One does not need to deal only with rare and catastrophic circumstances to see evolution in action. A beautiful example has recently been observed by Martin Cody and Jacob Overton with the seeds of some daisies, which are blown by the wind to small islets off the Pacific coast of Canada. A fluffball or pappus holds the seed aloft, and its size determines, other things being equal, how far the seed is liable to be carried. Once the plants have settled on an island, their pappi become shorter, so they are less liable to be dispersed. These changes, like those of finches, have been observed within the span of a year or two.

But the most astounding example of very rapid, massive evolution relates to the more than three hundred species of cichlid fish unique to Lake Victoria. DNA studies (by Axel Meyer) have indicated that these species diverged very recently in evolutionary terms, and there is now strong geologic evidence that the lake itself is only 12,000 years old. While Darwin’s Galapagos finches evolved perhaps twenty different species over four million years, the cichlids of Lake Victoria have shown a rate of speciation more than five thousand times greater.

40

Jack London, in Uaitape, found Bora-Borans dancing ‘with strange phosphorescent flowers in their hair that pulsed and dimmed and glowed in the moonlight.’

41

Paul Theroux has called sakau (known on many islands as kava) ‘the most benign drug in the world.’ Its benignness was also stressed by Cook when he encountered it on his first visit to Tahiti (a related variety of pepper in New Zealand is now named captaincookia in his honor). Though it was described by naturalists on Cook’s first voyage, credit for its ‘discovery’ is usually given to the Forsters, the botanical father and son who accompanied Cook on his second voyage, and the plant has since been known by the name they gave it, Piper methysticum Forst.

An eloquent description of its effects was given by Lewin in his Phantastica; I had read this years before, as a student, and had been curious to try it myself. All is benign, stresses Lewin, if one does not overdo it:

When the mixture is not too strong, the subject attains a state of happy unconcern, well-being and contentment, free of physical or psychological excitement.…The drinker never becomes angry, unpleasant, quarrelsome or noisy, as happens with alcohol… The drinker remains master of his conscience and his reason. When consumption is excessive, however, the limbs become tired, the muscles seem no longer to respond to the orders and control of the mind, walking becomes slow and unsteady and the drinker looks partly inebriated. He feels the need to lie down. The eyes see the objects present, but cannot or do not want to identify them accurately. The ears also perceive sounds without being able or wanting to realize what they hear. Little by little, objects become vaguer and vaguer…[until] the drinker is overcome by somnolence and finally drifts off to sleep.
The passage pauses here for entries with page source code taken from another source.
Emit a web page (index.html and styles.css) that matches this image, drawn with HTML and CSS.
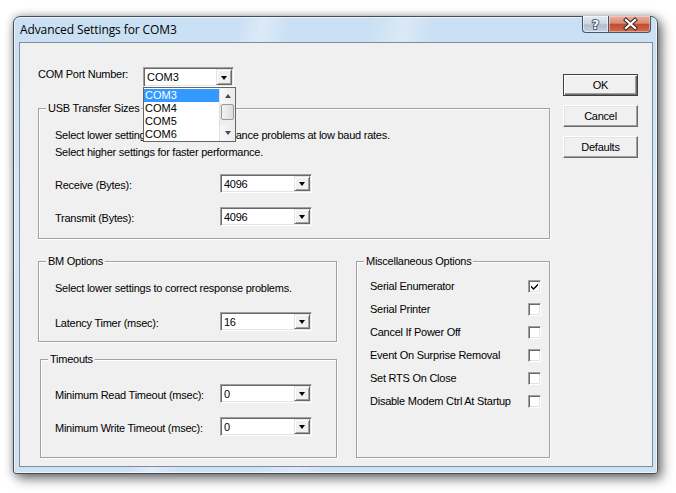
FILE: index.html
```html
<!DOCTYPE html>
<html>
<head>
<meta charset="utf-8">
<title>Advanced Settings for COM3</title>
<link rel="stylesheet" href="styles.css">
</head>
<body>
<div class="window">
  <div class="titlebar">
    <span class="title">Advanced Settings for COM3</span>
    <div class="caption-btns">
      <div class="cbtn help">
        <svg width="25" height="16" viewBox="0 0 25 16"><text x="12.5" y="12.5" text-anchor="middle" class="qmark">?</text></svg>
      </div>
      <div class="cbtn close">
        <svg width="43" height="16" viewBox="0 0 43 16">
          <path d="M17 4 L26 12 M26 4 L17 12" stroke="#3a2a28" stroke-width="4.2" stroke-linecap="square" fill="none"/>
          <path d="M17 4 L26 12 M26 4 L17 12" stroke="#ffffff" stroke-width="2.2" stroke-linecap="square" fill="none"/>
        </svg>
      </div>
    </div>
  </div>
  <div class="client">
    <div class="main">
      <div class="comrow">
        <span class="comlabel">COM Port Number:</span>
        <div class="combo com">
          <span class="val">COM3</span><span class="dd"><i class="tri"></i></span>
          <div class="droplist">
            <div class="items">
              <div class="item sel">COM3</div>
              <div class="item">COM4</div>
              <div class="item">COM5</div>
              <div class="item">COM6</div>
            </div>
            <div class="vscroll">
              <div class="sbtn"><i class="up"></i></div>
              <div class="thumb"></div>
              <div class="track"></div>
              <div class="sbtn"><i class="down"></i></div>
            </div>
          </div>
        </div>
      </div>

      <div class="group usb">
        <span class="legend">USB Transfer Sizes</span>
        <div class="line">Select lower settings to correct performance problems at low baud rates.</div>
        <div class="line">Select higher settings for faster performance.</div>
        <div class="field gap-top">
          <span class="flabel">Receive (Bytes):</span>
          <div class="combo"><span class="val">4096</span><span class="dd"><i class="tri"></i></span></div>
        </div>
        <div class="field gap-field">
          <span class="flabel">Transmit (Bytes):</span>
          <div class="combo"><span class="val">4096</span><span class="dd"><i class="tri"></i></span></div>
        </div>
      </div>

      <div class="lower">
        <div class="group bm">
          <span class="legend">BM Options</span>
          <div class="line">Select lower settings to correct response problems.</div>
          <div class="field gap-latency">
            <span class="flabel">Latency Timer (msec):</span>
            <div class="combo"><span class="val">16</span><span class="dd"><i class="tri"></i></span></div>
          </div>
        </div>

        <div class="group timeouts">
          <span class="legend">Timeouts</span>
          <div class="field">
            <span class="flabel">Minimum Read Timeout (msec):</span>
            <div class="combo"><span class="val">0</span><span class="dd"><i class="tri"></i></span></div>
          </div>
          <div class="field gap-field">
            <span class="flabel">Minimum Write Timeout (msec):</span>
            <div class="combo"><span class="val">0</span><span class="dd"><i class="tri"></i></span></div>
          </div>
        </div>

        <div class="group misc">
          <span class="legend">Miscellaneous Options</span>
          <div class="opt"><span class="olabel">Serial Enumerator</span><span class="check on"><svg width="9" height="9" viewBox="0 0 9 9"><path d="M1 3.5 L3.5 6 L8 1.5 L8 3.5 L3.5 8 L1 5.5 Z" fill="#000"/></svg></span></div>
          <div class="opt"><span class="olabel">Serial Printer</span><span class="check"></span></div>
          <div class="opt"><span class="olabel">Cancel If Power Off</span><span class="check"></span></div>
          <div class="opt"><span class="olabel">Event On Surprise Removal</span><span class="check"></span></div>
          <div class="opt"><span class="olabel">Set RTS On Close</span><span class="check"></span></div>
          <div class="opt"><span class="olabel">Disable Modem Ctrl At Startup</span><span class="check"></span></div>
        </div>
      </div>
    </div>

    <div class="buttons">
      <div class="btn default">OK</div>
      <div class="btn">Cancel</div>
      <div class="btn">Defaults</div>
    </div>
  </div>
</div>
</body>
</html>
```

FILE: styles.css
```css
* { box-sizing: border-box; }

html, body {
  margin: 0;
  padding: 0;
  background: #ffffff;
  width: 676px;
  height: 493px;
  overflow: hidden;
}

body {
  position: relative;
  font-family: "Liberation Sans", Arial, sans-serif;
  font-size: 11px;
  letter-spacing: -0.25px;
  color: #000;
}

/* window on the desktop */
.window {
  position: absolute;
  left: 13px;
  top: 16px;
  width: 645px;
  height: 458px;
  border: 1px solid #434e5a;
  border-radius: 7px 7px 3px 3px;
  background:
    linear-gradient(104deg,
      rgba(255,255,255,0) 0%,
      rgba(255,255,255,0) 30%,
      rgba(255,255,255,0.35) 33%,
      rgba(255,255,255,0) 37%,
      rgba(255,255,255,0) 47%,
      rgba(255,255,255,0.3) 52%,
      rgba(255,255,255,0) 56%,
      rgba(255,255,255,0) 100%),
    linear-gradient(to bottom, #c9dff3 0%, #d6e6f6 40%, #cfe1f3 100%);
  box-shadow:
    inset 0 0 0 1px rgba(255,255,255,0.6),
    4px 5px 12px rgba(0,0,0,0.5),
    0 0 8px rgba(0,0,0,0.3);
  display: flex;
  flex-direction: column;
}

.titlebar {
  position: relative;
  height: 25px;
  flex: none;
}

.title {
  display: block;
  padding-left: 6px;
  line-height: 25px;
  font-family: "Open Sans", "Noto Sans", sans-serif;
  font-size: 12px;
  color: #000;
  letter-spacing: -0.1px;
}

.caption-btns {
  position: absolute;
  top: -1px;
  right: 6px;
  display: flex;
  height: 17px;
}

.cbtn {
  height: 17px;
  border: 1px solid #4b5561;
  border-top: none;
}

.cbtn svg { display: block; }

.help {
  width: 26px;
  border-right: none;
  border-radius: 0 0 0 4px;
  background: linear-gradient(to bottom, #e4ecf4 0%, #c9d5e2 50%, #aebdcd 55%, #c5d2e0 100%);
  box-shadow: inset 0 0 0 1px rgba(255,255,255,0.5);
}

.qmark {
  font-family: "DejaVu Sans", sans-serif;
  font-size: 13px;
  font-weight: bold;
  fill: #f4f6f9;
  stroke: #3d4854;
  stroke-width: 1.6px;
  paint-order: stroke;
  letter-spacing: 0;
}

.close {
  width: 43px;
  border-radius: 0 0 4px 0;
  background: linear-gradient(to bottom, #e9b1a2 0%, #d98a75 45%, #c44a31 52%, #cf6b4f 100%);
  box-shadow: inset 0 0 0 1px rgba(255,230,220,0.45);
}

/* client area */
.client {
  margin-left: 5px;
  width: 634px;
  height: 425px;
  border: 1px solid #7d8d9d;
  background: #f0f0f0;
  display: flex;
  flex: none;
}

.main {
  margin-left: 18px;
  width: 512px;
  display: flex;
  flex-direction: column;
}

.comrow {
  margin-top: 24px;
  height: 19px;
  display: flex;
  align-items: flex-start;
}

.comlabel {
  width: 105px;
  line-height: 13px;
  padding-top: 1px;
}

/* combo boxes */
.combo {
  position: relative;
  width: 92px;
  height: 19px;
  background: #fff;
  border: 1px solid;
  border-color: #a0a0a0 #ffffff #ffffff #a0a0a0;
  box-shadow: inset 1px 1px 0 #696969, inset -1px -1px 0 #e3e3e3;
  display: flex;
  align-items: center;
  padding: 1px;
}

.combo.com {
  width: 91px;
  height: 20px;
}

.combo .val {
  flex: 1;
  padding-left: 2px;
  line-height: 13px;
  padding-top: 1px;
}

.combo.com .val {
  letter-spacing: 0;
}

.dd {
  width: 16px;
  align-self: stretch;
  background: #f0f0f0;
  border: 1px solid;
  border-color: #e3e3e3 #696969 #696969 #e3e3e3;
  box-shadow: inset 1px 1px 0 #ffffff, inset -1px -1px 0 #a0a0a0;
  display: flex;
  align-items: center;
  justify-content: center;
}

.tri {
  display: block;
  width: 0;
  height: 0;
  border-left: 3.5px solid transparent;
  border-right: 3.5px solid transparent;
  border-top: 4px solid #000;
  margin-top: 1px;
}

/* open drop-down list */
.droplist {
  position: absolute;
  left: -1px;
  top: 19px;
  width: 93px;
  height: 55px;
  background: #fff;
  border: 1px solid #646464;
  display: flex;
  z-index: 5;
}

.items {
  flex: 1;
  padding-top: 1px;
}

.item {
  height: 13px;
  line-height: 13px;
  padding-left: 1px;
  letter-spacing: 0;
}

.item.sel {
  background: #3399ff;
  color: #fff;
}

.vscroll {
  width: 16px;
  display: flex;
  flex-direction: column;
  background: #eaeaea;
  border-left: 1px solid #e0e0e0;
}

.sbtn {
  height: 16px;
  display: flex;
  align-items: center;
  justify-content: center;
  background: linear-gradient(to right, #f8f8f8, #ececec);
}

.up, .down {
  display: block;
  width: 0;
  height: 0;
  border-left: 3.5px solid transparent;
  border-right: 3.5px solid transparent;
}

.up { border-bottom: 4px solid #4a4a4a; }
.down { border-top: 4px solid #4a4a4a; }

.thumb {
  height: 16px;
  margin: 0 1px;
  border: 1px solid #9a9a9a;
  border-radius: 2px;
  background: linear-gradient(to right, #f2f2f2, #dcdcdc);
}

.track {
  flex: 1;
  background: #eeeeee;
}

/* group boxes */
.group {
  position: relative;
  border: 1px solid #a0a0a0;
  box-shadow: inset 1px 1px 0 #ffffff, 1px 1px 0 #ffffff;
}

.legend {
  position: absolute;
  top: -7px;
  left: 7px;
  padding: 0 2px;
  line-height: 13px;
  background: #f0f0f0;
  white-space: nowrap;
}

.usb {
  margin-top: 22px;
  height: 131px;
  padding: 18px 0 0 16px;
}

.line {
  line-height: 17px;
  white-space: nowrap;
}

.field {
  display: flex;
  align-items: center;
  height: 19px;
}

.flabel {
  width: 165px;
  line-height: 13px;
  padding-top: 3px;
}

.gap-top { margin-top: 13px; }
.gap-field { margin-top: 14px; }
.gap-latency { margin-top: 15px; }

.lower {
  margin-top: 22px;
  display: grid;
  grid-template-columns: 299px 194px;
  grid-template-rows: 81px 99px;
  column-gap: 19px;
  row-gap: 17px;
}

.bm {
  grid-column: 1;
  grid-row: 1;
  padding: 18px 0 0 16px;
}

.timeouts {
  grid-column: 1;
  grid-row: 2;
  margin-left: 2px;
  padding: 24px 0 0 14px;
}

.misc {
  grid-column: 2;
  grid-row: 1 / 3;
  padding: 13px 0 0 13px;
}

.opt {
  height: 23px;
  display: flex;
  align-items: center;
}

.olabel {
  width: 158px;
  line-height: 13px;
  white-space: nowrap;
}

.check {
  width: 13px;
  height: 13px;
  background: #fff;
  border: 1px solid;
  border-color: #a0a0a0 #ffffff #ffffff #a0a0a0;
  box-shadow: inset 1px 1px 0 #696969, inset -1px -1px 0 #e3e3e3;
  display: flex;
  align-items: center;
  justify-content: center;
}

.check svg { display: block; }

/* push buttons */
.buttons {
  margin-left: 13px;
  margin-top: 31px;
  display: flex;
  flex-direction: column;
  gap: 9px;
}

.btn {
  width: 75px;
  height: 22px;
  background: #f0f0f0;
  border: 1px solid;
  border-color: #ffffff #696969 #696969 #ffffff;
  box-shadow: inset -1px -1px 0 #a0a0a0, inset 1px 1px 0 #e3e3e3;
  display: flex;
  align-items: center;
  justify-content: center;
  line-height: 13px;
}

.btn.default {
  border: 1px solid #3f3f3f;
  box-shadow: inset 1px 1px 0 #ffffff, inset -1px -1px 0 #696969, inset -2px -2px 0 #a0a0a0;
}
```
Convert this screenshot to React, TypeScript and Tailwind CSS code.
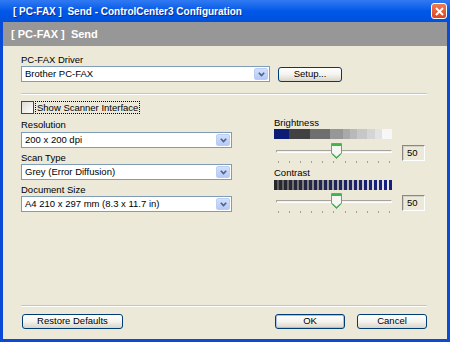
const ui = "font-['Liberation_Sans',Arial,sans-serif]";

function Chevron() {
  return (
    <svg width="7" height="5" viewBox="0 0 7 5">
      <path d="M0.8 0.8 L3.5 3.6 L6.2 0.8" fill="none" stroke="#4d6185" strokeWidth="1.6" />
    </svg>
  );
}

function Combo({ value, className = "" }: { value: string; className?: string }) {
  return (
    <div className={`flex h-[16px] items-stretch border border-[#7f9db9] bg-white ${className}`}>
      <span className="flex-1 truncate pl-[3px] text-[9.5px] leading-[14px] text-black">{value}</span>
      <span className="m-px flex w-[14px] items-center justify-center rounded-[2px] border border-[#bccdf4] bg-linear-to-b from-[#d2e0fd] to-[#b4c9f6]">
        <Chevron />
      </span>
    </div>
  );
}

function XpButton({ label, className = "", primary = false }: { label: string; className?: string; primary?: boolean }) {
  return (
    <div
      className={`flex h-[15px] items-center justify-center rounded-[3px] border border-[#003c74] bg-linear-to-b from-white via-[#f4f3ee] to-[#d9d5c9] text-[9.5px] text-black ${
        primary ? "shadow-[inset_0_0_0_1px_#a8bfe9]" : ""
      } ${className}`}
    >
      {label}
    </div>
  );
}

function Thumb() {
  return (
    <svg width="11" height="16" viewBox="0 0 11 16">
      <path d="M0.5 0.5h10v10l-5 5l-5-5z" fill="#f6f6f2" stroke="#8d8e8c" />
      <rect x="1" y="1" width="9" height="2" fill="#3fb54a" />
      <path d="M1.2 10.6 L5.5 14.8 L9.8 10.6" fill="none" stroke="#3fb54a" strokeWidth="1.2" />
    </svg>
  );
}

function SliderRow() {
  return (
    <>
      <div className="flex h-[18px] items-start">
        <div className="relative h-[18px] w-[120px]">
          <div className="mx-[2px] mt-[7px] h-[3px] rounded-[1px] border border-b-white border-l-[#a6a49a] border-r-white border-t-[#a6a49a] bg-[#f3f2ec]" />
          <div className="absolute left-[57px] top-0">
            <Thumb />
          </div>
        </div>
        <div className="ml-auto mt-[2px] flex h-[16px] w-[23px] items-center border border-b-white border-l-[#8a887f] border-r-white border-t-[#8a887f] pl-[4px] text-[9.5px] text-black shadow-[inset_1px_1px_0_#d4d0c8]">
          50
        </div>
      </div>
      <div className="flex w-[120px] justify-between px-[4px]">
        {Array.from({ length: 11 }).map((_, i) => (
          <span key={i} className="h-[2px] w-px bg-[#a3a196]" />
        ))}
      </div>
    </>
  );
}

const brightness: [number, string][] = [
  [15, "#0c1c74"],
  [21, "#414141"],
  [20, "#6f6f6f"],
  [13, "#979797"],
  [7, "#a9a9a9"],
  [7, "#b9b9b9"],
  [10, "#c7c7c7"],
  [8, "#d5d5d5"],
  [7, "#e3e3e3"],
  [10, "#f7f7f7"],
];

function mix(a: number[], b: number[], t: number) {
  return `rgb(${a.map((v, i) => Math.round(v + (b[i] - v) * t)).join(",")})`;
}

export default function App() {
  return (
    <div className={`flex h-[342px] w-[450px] flex-col overflow-hidden bg-[#0a4bd6] ${ui}`}>
      {/* title bar */}
      <div className="flex h-[22px] items-center bg-linear-to-b from-[#2f7af2] via-[#0058e8] to-[#0050dc] pl-[13px] pr-[3px]">
        <span className="whitespace-pre text-[10px] font-bold text-white [text-shadow:1px_1px_#0b2a9a]">
          {"[ PC-FAX ]  Send - ControlCenter3 Configuration"}
        </span>
        <span className="ml-auto flex h-[16px] w-[16px] items-center justify-center rounded-[3px] border border-white bg-linear-to-b from-[#ee7a52] to-[#d9441c]">
          <svg width="9" height="9" viewBox="0 0 9 9">
            <path d="M1 1 L8 8 M8 1 L1 8" stroke="white" strokeWidth="2" />
          </svg>
        </span>
      </div>

      <div className="mx-[3px] flex flex-1 flex-col">
        {/* header band */}
        <div className="flex h-[24px] items-center bg-[#979797] pl-[8px]">
          <span className="whitespace-pre text-[11px] font-bold text-white">{"[ PC-FAX ]  Send"}</span>
        </div>

        {/* body */}
        <div className="flex flex-1 flex-col bg-[#ece9d8] pl-[18px] pr-[20px] text-[9.5px] text-black">
          <div className="mt-[7px] h-[13px] leading-[13px]">PC-FAX Driver</div>
          <div className="flex items-center gap-[8px]">
            <Combo value="Brother PC-FAX" className="w-[249px]" />
            <XpButton label="Setup..." className="w-[64px]" />
          </div>

          <div className="mt-[11px] h-[2px] border-b border-t border-b-white border-t-[#c9c6b6]" />

          <div className="mt-[6px] flex h-[13px] items-center">
            <span className="h-[13px] w-[13px] border border-[#1c5180] bg-linear-to-br from-[#dcdcd6] to-white" />
            <span className="ml-px h-[13px] border border-dotted border-black px-px leading-[11px]">
              Show Scanner Interface
            </span>
          </div>

          <div className="mt-[2px] flex">
            <div className="flex w-[211px] flex-col pt-[2px]">
              <div className="h-[13px] leading-[13px]">Resolution</div>
              <Combo value="200 x 200 dpi" className="mt-px" />
              <div className="mt-[3px] h-[13px] leading-[13px]">Scan Type</div>
              <Combo value="Grey (Error Diffusion)" />
              <div className="mt-[3px] h-[13px] leading-[13px]">Document Size</div>
              <Combo value="A4 210 x 297 mm (8.3 x 11.7 in)" />
            </div>

            <div className="ml-[42px] flex w-[151px] flex-col">
              <div className="h-[13px] leading-[13px]">Brightness</div>
              <div className="flex h-[10px] w-[118px]">
                {brightness.map(([w, c], i) => (
                  <span key={i} className="h-full" style={{ width: w, background: c }} />
                ))}
              </div>
              <div className="mt-[4px]">
                <SliderRow />
              </div>

              <div className="mt-[3px] h-[13px] leading-[13px]">Contrast</div>
              <div className="mt-px flex h-[10px] w-[118px] overflow-hidden bg-[#d8d8d8]">
                {Array.from({ length: 24 }).map((_, i) => {
                  const t = i / 23;
                  return (
                    <span key={i} className="flex h-full">
                      <span className="h-full w-[3px]" style={{ background: mix([40, 40, 44], [22, 32, 130], t) }} />
                      <span className="h-full w-[2px]" style={{ background: mix([95, 95, 95], [240, 240, 240], t) }} />
                    </span>
                  );
                })}
              </div>
              <div className="mt-[3px]">
                <SliderRow />
              </div>
            </div>
          </div>

          {/* footer */}
          <div className="mt-auto h-[2px] border-b border-t border-b-white border-t-[#c9c6b6]" />
          <div className="mb-[10px] mt-[7px] flex items-center">
            <XpButton label="Restore Defaults" className="ml-px w-[101px]" />
            <XpButton label="OK" primary className="ml-auto w-[70px]" />
            <XpButton label="Cancel" className="ml-[12px] w-[70px]" />
          </div>
        </div>
      </div>
      <div className="h-[3px]" />
    </div>
  );
}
We had all been struck, when we arrived in Pohnpei, by the extraordinary slowness of drivers and pedestrians in Kolonia, but put this down to unhurriedness, a sense of leisure, ‘island time.’ But some of this slowness was clearly physiological, a sakau-induced psychomotor retardation. Sakau use and abuse is widespread here, although the effects of this are generally not dangerous. Dr. G.A. Holland mentions having seen only one sakau-related accident in his many years of practice in Micronesia; this was an elderly man who stumbled while returning home from a sakau party, fell, and broke his neck.